#### REQUIRED TASK:
Set down each line of the data below exactly as it stands, dropping the pictures.

#### DATA BLOCK:
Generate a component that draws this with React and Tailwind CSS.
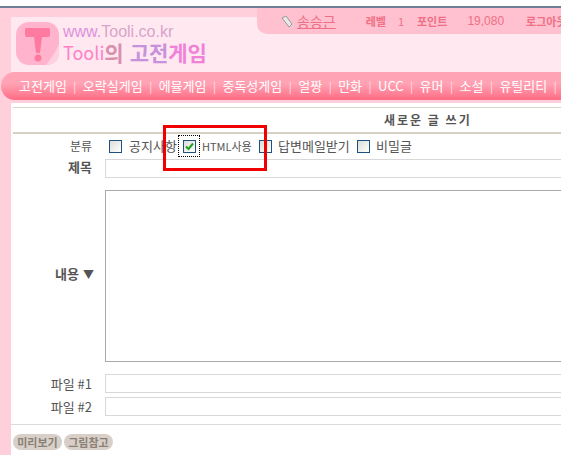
import React from 'react';

const KR = { fontFamily: '"Noto Sans CJK KR", "Liberation Sans", sans-serif' };
const LATIN = { fontFamily: '"Liberation Sans", sans-serif' };

const navItems = ['고전게임', '오락실게임', '에뮬게임', '중독성게임', '얼짱', '만화', 'UCC', '유머', '소설', '유틸리티'];

const Logo = () => (
  <svg width="44" height="44" viewBox="0 0 44 44" className="shrink-0">
    <rect x="0" y="0" width="43" height="43" rx="13" fill="#ffb3cc" />
    <path d="M30 43 Q40 30 43 22 L43 32 Q42 43 30 43 Z" fill="#ffd0df" />
    <path d="M10 6 H33 Q34 6 34 8 V13 Q34 15 32 15 H26 L24 31 H20 L18 15 H11 Q9 15 9 13 V8 Q9 6 10 6 Z" fill="#ff7aa0" />
    <circle cx="22" cy="36" r="3.5" fill="#ff7aa0" />
  </svg>
);

const CheckBox = ({ checked }) => (
  <span className="flex h-[13px] w-[13px] shrink-0 items-center justify-center border border-[#1c5180] bg-gradient-to-br from-[#dcdcd7] to-white">
    {checked && (
      <svg width="9" height="9" viewBox="0 0 9 9">
        <path d="M1 4.5 L3.5 7 L8 1.5" fill="none" stroke="#21a121" strokeWidth="2" />
      </svg>
    )}
  </span>
);

const Row = ({ label, labelClass, className, children }) => (
  <div className={`flex ${className}`}>
    <div className={`flex w-[79px] shrink-0 items-center justify-end whitespace-nowrap text-[#555] ${labelClass}`}>
      {label}
    </div>
    {children}
  </div>
);

export default function App() {
  return (
    <div className="relative h-[455px] w-[561px] overflow-hidden bg-[#ffcfdc]" style={KR}>
      {/* browser chrome leftover */}
      <div className="h-[6px] bg-white" />
      <div className="h-[2px] bg-[#6f7f96]" />

      {/* header */}
      <div className="ml-[11px] h-[64px] pt-[9px]">
        <div className="flex h-[55px] bg-[#ffe8ef]">
          <div className="flex items-start pl-[5px] pt-[5px]">
            <Logo />
            <div className="ml-[3px] flex flex-col">
              <span className="mt-[1px] text-[16px] leading-[17px] text-[#d8a4cc]" style={LATIN}>
                <span className="text-[#e090e0]">www.</span>Tooli.co.kr
              </span>
              <span className="mt-[1px] flex items-center whitespace-nowrap text-[21px] font-bold leading-[22px]">
                <span className="text-[18px] font-normal text-[#ff80c8]">Tooli</span>
                <span className="text-[#d890b0]">의</span>
                <span className="ml-[6px] text-[#c792dc]">고전</span>
                <span className="text-[#f080d8]">게임</span>
              </span>
            </div>
          </div>
        </div>
      </div>

      {/* user info tab */}
      <div className="absolute left-[257px] right-0 top-[8px] flex h-[26px] items-center whitespace-nowrap rounded-bl-[10px] bg-[#ffc0cf] text-[11px] text-[#f06f85]">
        <svg width="13" height="13" viewBox="0 0 13 13" className="ml-[23px] shrink-0">
          <path d="M2 3 L6 1 L12 9 L9 12 Z" fill="#e8e8e8" stroke="#999" strokeWidth="1" />
        </svg>
        <span className="ml-[4px] text-[14px] underline">송승근</span>
        <span className="ml-[30px] font-bold">레벨</span>
        <span className="ml-[12px]">1</span>
        <span className="ml-[13px] font-bold">포인트</span>
        <span className="ml-[20px] text-[12px]" style={LATIN}>19,080</span>
        <span className="ml-[22px] font-bold">로그아웃</span>
      </div>

      {/* nav */}
      <div className="ml-[1px] flex h-[28px] items-center overflow-hidden whitespace-nowrap rounded-l-[14px] bg-gradient-to-b from-[#ffa3b5] from-40% to-[#ff6a84] pl-[18px] text-[13px] text-white">
        {navItems.map((item) => (
          <React.Fragment key={item}>
            <span>{item}</span>
            <span className="mx-[6.5px] text-[11px] text-[#ffe0e6]">|</span>
          </React.Fragment>
        ))}
      </div>

      {/* content */}
      <div className="ml-[11px] mt-[3px] h-[352px] bg-white pl-[2px] pt-[4px]">
        <div className="h-[1px] bg-[#d8d4cc]" />
        <div className="flex h-[24px] items-center pl-[371px] text-[12px] font-bold tracking-[2px] text-[#555]">
          새로운 글 쓰기
        </div>
        <div className="h-[2px] bg-[#d6d0c4]" />

        <Row label="분류" labelClass="text-[12px]" className="mt-[1px] h-[22px]">
          <div className="flex items-center whitespace-nowrap text-[13px] text-[#555]">
            <span className="ml-[17px]"><CheckBox /></span>
            <span className="ml-[7px] w-[46px]">공지사항</span>
            <span className="ml-[3px] flex h-[22px] w-[22px] items-center justify-center border border-dotted border-black">
              <CheckBox checked />
            </span>
            <span className="ml-[2px] w-[50px] text-[11px]">HTML사용</span>
            <span className="ml-[7px]"><CheckBox /></span>
            <span className="ml-[6px] w-[71px]">답변메일받기</span>
            <span className="ml-[8px]"><CheckBox /></span>
            <span className="ml-[6px]">비밀글</span>
          </div>
        </Row>

        <Row label="제목" labelClass="pb-[3px] text-[13px] font-bold" className="mt-[2px] h-[19px]">
          <div className="ml-[13px] flex-1 border border-r-0 border-[#d8d8d8]" />
        </Row>

        <Row
          label={<span className="-mr-[2px] flex items-center gap-[4px]">내용 <span className="text-[11px]">▼</span></span>}
          labelClass="pb-[4px] text-[13px] font-bold"
          className="mt-[12px] h-[172px]"
        >
          <div className="ml-[13px] flex-1 border border-r-0 border-[#a8a8a8]" />
        </Row>

        <Row label="파일 #1" labelClass="text-[13px]" className="mt-[12px] h-[19px]">
          <div className="ml-[13px] flex-1 border border-r-0 border-[#d8d8d8]" />
        </Row>
        <Row label="파일 #2" labelClass="text-[13px]" className="mt-[4px] h-[19px]">
          <div className="ml-[13px] flex-1 border border-r-0 border-[#d8d8d8]" />
        </Row>

        <div className="-ml-[2px] mt-[8px] h-[1px] bg-[#dcdcdc]" />
        <div className="mt-[9px] flex gap-[2px]">
          <span className="flex h-[16px] w-[49px] items-center justify-center rounded-full bg-[#d8d0c8] text-[11px] font-bold text-[#8a8078]">미리보기</span>
          <span className="flex h-[16px] w-[49px] items-center justify-center rounded-full bg-[#d8d0c8] text-[11px] font-bold text-[#8a8078]">그림참고</span>
        </div>
      </div>

      {/* red annotation box */}
      <div className="absolute left-[163px] top-[125px] h-[46px] w-[104px] border-[3px] border-[#f00000]" />
    </div>
  );
}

#### WRITTEN ANSWER:
Generate a component that draws this with React and Tailwind CSS.
import React from 'react';

const KR = { fontFamily: '"Noto Sans CJK KR", "Liberation Sans", sans-serif' };
const LATIN = { fontFamily: '"Liberation Sans", sans-serif' };

const navItems = ['고전게임', '오락실게임', '에뮬게임', '중독성게임', '얼짱', '만화', 'UCC', '유머', '소설', '유틸리티'];

const Logo = () => (
  <svg width="44" height="44" viewBox="0 0 44 44" className="shrink-0">
    <rect x="0" y="0" width="43" height="43" rx="13" fill="#ffb3cc" />
    <path d="M30 43 Q40 30 43 22 L43 32 Q42 43 30 43 Z" fill="#ffd0df" />
    <path d="M10 6 H33 Q34 6 34 8 V13 Q34 15 32 15 H26 L24 31 H20 L18 15 H11 Q9 15 9 13 V8 Q9 6 10 6 Z" fill="#ff7aa0" />
    <circle cx="22" cy="36" r="3.5" fill="#ff7aa0" />
  </svg>
);

const CheckBox = ({ checked }) => (
  <span className="flex h-[13px] w-[13px] shrink-0 items-center justify-center border border-[#1c5180] bg-gradient-to-br from-[#dcdcd7] to-white">
    {checked && (
      <svg width="9" height="9" viewBox="0 0 9 9">
        <path d="M1 4.5 L3.5 7 L8 1.5" fill="none" stroke="#21a121" strokeWidth="2" />
      </svg>
    )}
  </span>
);

const Row = ({ label, labelClass, className, children }) => (
  <div className={`flex ${className}`}>
    <div className={`flex w-[79px] shrink-0 items-center justify-end whitespace-nowrap text-[#555] ${labelClass}`}>
      {label}
    </div>
    {children}
  </div>
);

export default function App() {
  return (
    <div className="relative h-[455px] w-[561px] overflow-hidden bg-[#ffcfdc]" style={KR}>
      {/* browser chrome leftover */}
      <div className="h-[6px] bg-white" />
      <div className="h-[2px] bg-[#6f7f96]" />

      {/* header */}
      <div className="ml-[11px] h-[64px] pt-[9px]">
        <div className="flex h-[55px] bg-[#ffe8ef]">
          <div className="flex items-start pl-[5px] pt-[5px]">
            <Logo />
            <div className="ml-[3px] flex flex-col">
              <span className="mt-[1px] text-[16px] leading-[17px] text-[#d8a4cc]" style={LATIN}>
                <span className="text-[#e090e0]">www.</span>Tooli.co.kr
              </span>
              <span className="mt-[1px] flex items-center whitespace-nowrap text-[21px] font-bold leading-[22px]">
                <span className="text-[18px] font-normal text-[#ff80c8]">Tooli</span>
                <span className="text-[#d890b0]">의</span>
                <span className="ml-[6px] text-[#c792dc]">고전</span>
                <span className="text-[#f080d8]">게임</span>
              </span>
            </div>
          </div>
        </div>
      </div>

      {/* user info tab */}
      <div className="absolute left-[257px] right-0 top-[8px] flex h-[26px] items-center whitespace-nowrap rounded-bl-[10px] bg-[#ffc0cf] text-[11px] text-[#f06f85]">
        <svg width="13" height="13" viewBox="0 0 13 13" className="ml-[23px] shrink-0">
          <path d="M2 3 L6 1 L12 9 L9 12 Z" fill="#e8e8e8" stroke="#999" strokeWidth="1" />
        </svg>
        <span className="ml-[4px] text-[14px] underline">송승근</span>
        <span className="ml-[30px] font-bold">레벨</span>
        <span className="ml-[12px]">1</span>
        <span className="ml-[13px] font-bold">포인트</span>
        <span className="ml-[20px] text-[12px]" style={LATIN}>19,080</span>
        <span className="ml-[22px] font-bold">로그아웃</span>
      </div>

      {/* nav */}
      <div className="ml-[1px] flex h-[28px] items-center overflow-hidden whitespace-nowrap rounded-l-[14px] bg-gradient-to-b from-[#ffa3b5] from-40% to-[#ff6a84] pl-[18px] text-[13px] text-white">
        {navItems.map((item) => (
          <React.Fragment key={item}>
            <span>{item}</span>
            <span className="mx-[6.5px] text-[11px] text-[#ffe0e6]">|</span>
          </React.Fragment>
        ))}
      </div>

      {/* content */}
      <div className="ml-[11px] mt-[3px] h-[352px] bg-white pl-[2px] pt-[4px]">
        <div className="h-[1px] bg-[#d8d4cc]" />
        <div className="flex h-[24px] items-center pl-[371px] text-[12px] font-bold tracking-[2px] text-[#555]">
          새로운 글 쓰기
        </div>
        <div className="h-[2px] bg-[#d6d0c4]" />

        <Row label="분류" labelClass="text-[12px]" className="mt-[1px] h-[22px]">
          <div className="flex items-center whitespace-nowrap text-[13px] text-[#555]">
            <span className="ml-[17px]"><CheckBox /></span>
            <span className="ml-[7px] w-[46px]">공지사항</span>
            <span className="ml-[3px] flex h-[22px] w-[22px] items-center justify-center border border-dotted border-black">
              <CheckBox checked />
            </span>
            <span className="ml-[2px] w-[50px] text-[11px]">HTML사용</span>
            <span className="ml-[7px]"><CheckBox /></span>
            <span className="ml-[6px] w-[71px]">답변메일받기</span>
            <span className="ml-[8px]"><CheckBox /></span>
            <span className="ml-[6px]">비밀글</span>
          </div>
        </Row>

        <Row label="제목" labelClass="pb-[3px] text-[13px] font-bold" className="mt-[2px] h-[19px]">
          <div className="ml-[13px] flex-1 border border-r-0 border-[#d8d8d8]" />
        </Row>

        <Row
          label={<span className="-mr-[2px] flex items-center gap-[4px]">내용 <span className="text-[11px]">▼</span></span>}
          labelClass="pb-[4px] text-[13px] font-bold"
          className="mt-[12px] h-[172px]"
        >
          <div className="ml-[13px] flex-1 border border-r-0 border-[#a8a8a8]" />
        </Row>

        <Row label="파일 #1" labelClass="text-[13px]" className="mt-[12px] h-[19px]">
          <div className="ml-[13px] flex-1 border border-r-0 border-[#d8d8d8]" />
        </Row>
        <Row label="파일 #2" labelClass="text-[13px]" className="mt-[4px] h-[19px]">
          <div className="ml-[13px] flex-1 border border-r-0 border-[#d8d8d8]" />
        </Row>

        <div className="-ml-[2px] mt-[8px] h-[1px] bg-[#dcdcdc]" />
        <div className="mt-[9px] flex gap-[2px]">
          <span className="flex h-[16px] w-[49px] items-center justify-center rounded-full bg-[#d8d0c8] text-[11px] font-bold text-[#8a8078]">미리보기</span>
          <span className="flex h-[16px] w-[49px] items-center justify-center rounded-full bg-[#d8d0c8] text-[11px] font-bold text-[#8a8078]">그림참고</span>
        </div>
      </div>

      {/* red annotation box */}
      <div className="absolute left-[163px] top-[125px] h-[46px] w-[104px] border-[3px] border-[#f00000]" />
    </div>
  );
}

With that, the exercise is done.